Tesla’s Q2 2025 Financials Reveal 16% Automotive Revenue Decline
by AutoExpert | 24 July, 2025
Tesla’s latest financial report just dropped—and it’s not exactly sunshine and rainbows. While most people saw this coming, thanks to rising competition and Elon Musk’s growing list of controversies, the numbers still sting.
In the second quarter of 2025, Tesla’s automotive revenue slid by 16%, falling from $19.9 billion to $16.7 billion. Total revenue also dipped 12% to $22.5 billion. Not surprisingly, gross profit was down too, dropping 15% to $3.9 billion. Adjusted EBITDA took a 7% hit as well, settling at $3.4 billion.

What’s behind the drop? Tesla points to fewer vehicle deliveries, shrinking revenue from regulatory credits, and the ongoing price cuts across the lineup. Competition is heating up, and Tesla isn’t riding as high as it used to.
Deliveries of the Model 3 and Model Y fell 12% to 373,728 units in Q2. The Cybertruck, meanwhile, still isn’t gaining much traction—just 10,394 units were lumped under “other” deliveries, which also includes the aging Model S and Model X. That’s a 52% decline.

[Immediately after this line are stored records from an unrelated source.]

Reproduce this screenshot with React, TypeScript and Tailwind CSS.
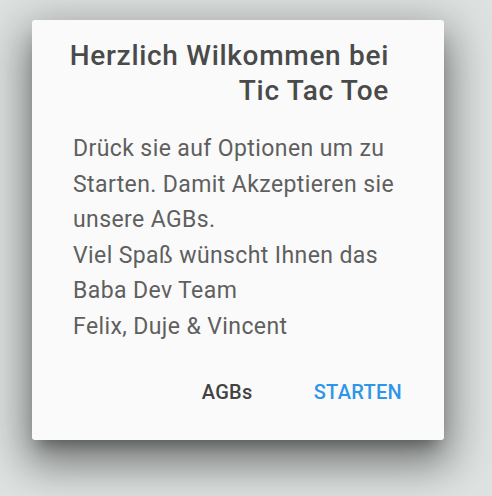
import React from "react";

export default function App() {
  return (
    <div
      className="w-[492px] h-[496px] bg-[#dde1e0] pt-[20px] pl-[32px] overflow-hidden"
      style={{ fontFamily: "Roboto, 'Noto Sans', sans-serif" }}
    >
      <div className="w-[412px] h-[420px] bg-[#fafafa] rounded-[3px] shadow-[0_24px_38px_3px_rgba(0,0,0,0.3),0_9px_46px_8px_rgba(0,0,0,0.22),0_11px_15px_-7px_rgba(0,0,0,0.35)] flex flex-col">
        <div className="pt-[18px] pr-[55px] text-right text-[28px] leading-[35px] tracking-[0.7px] font-medium text-[#4a4a4a]">
          Herzlich Wilkommen bei
          <br />
          Tic Tac Toe
        </div>
        <div className="pl-[41px] pt-[23px] text-[23px] leading-[35.6px] tracking-[0.4px] text-[#5f5f5f]">
          Drück sie auf Optionen um zu
          <br />
          Starten. Damit Akzeptieren sie
          <br />
          unsere AGBs.
          <br />
          Viel Spaß wünscht Ihnen das
          <br />
          Baba Dev Team
          <br />
          Felix, Duje &amp; Vincent
        </div>
        <div className="flex justify-end items-center gap-[61px] pr-[42px] mt-[35px] text-[20px] leading-[24px] tracking-[0.3px] font-medium">
          <span className="text-[#424242]">AGBs</span>
          <span className="text-[#2f96e6]">STARTEN</span>
        </div>
      </div>
    </div>
  );
}
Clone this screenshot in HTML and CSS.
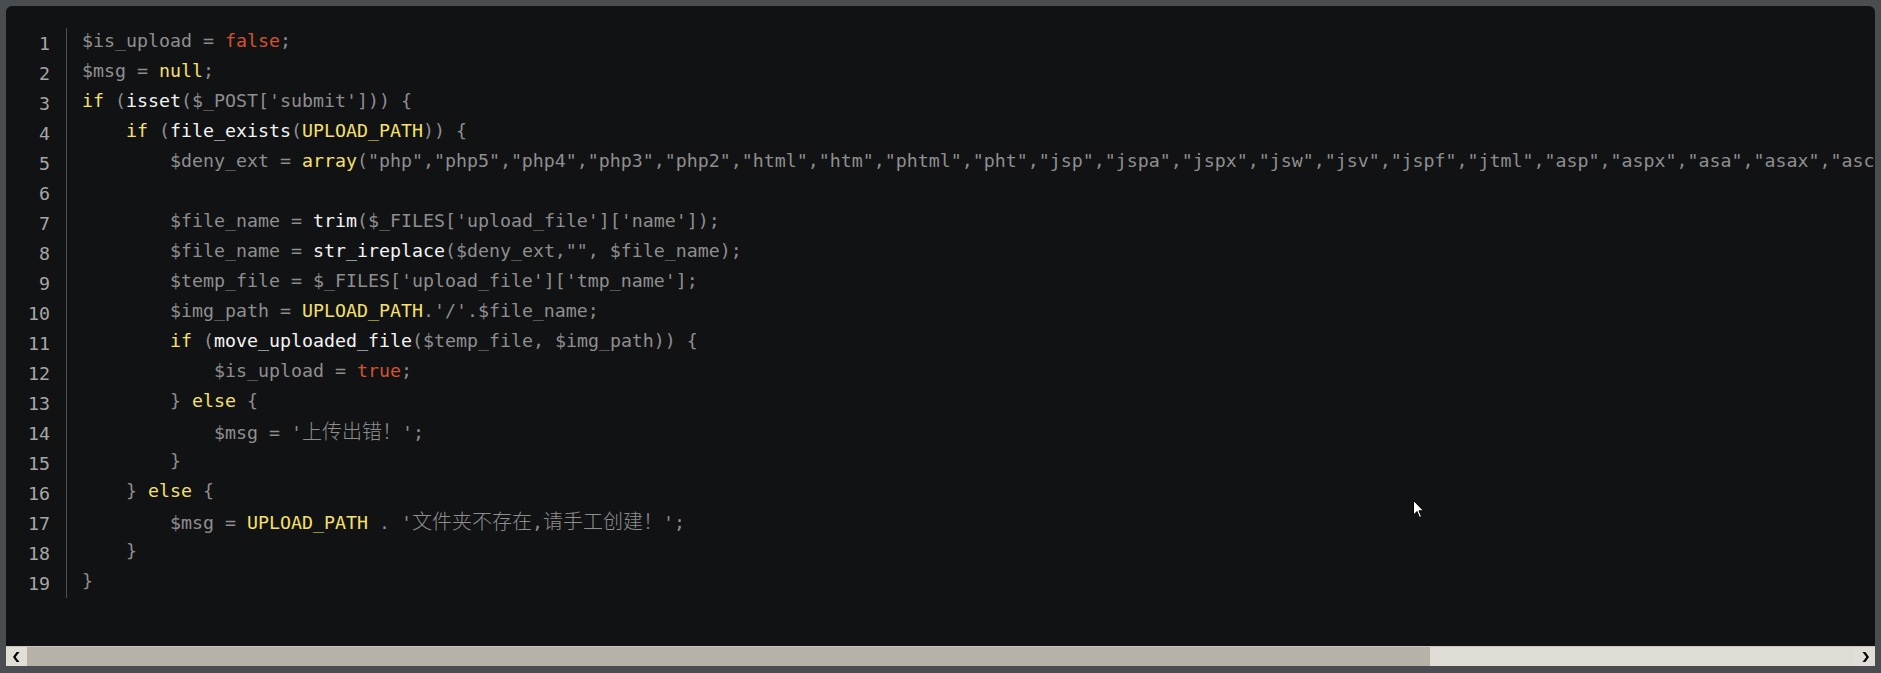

Despite the numbers, Tesla is keeping its chin up. The company says its entire lineup is “better than ever” after recent updates and claims it’s still on track to launch new models later this year. That said, the long-promised Roadster is still stuck in the “design development” phase—so don’t expect it to show up in showrooms anytime soon.

There was also an update on Tesla’s robotaxi pilot in Austin. The company says it's working to improve and expand the ride-hailing service and plans to roll it out in more U.S. cities. Since the system isn’t tied to a specific location, Tesla believes it can scale it quickly with minimal investment.
One silver lining? Superchargers. Tesla added 904 new charging stations over the past year. That’s especially good news now that more non-Tesla EVs are gaining access to the network, something that’s quietly turning into a solid revenue stream.
All in all, Tesla’s Q2 was a bit rough, but the company seems focused on regrouping and looking ahead. Whether that pays off in the next quarter remains to be seen.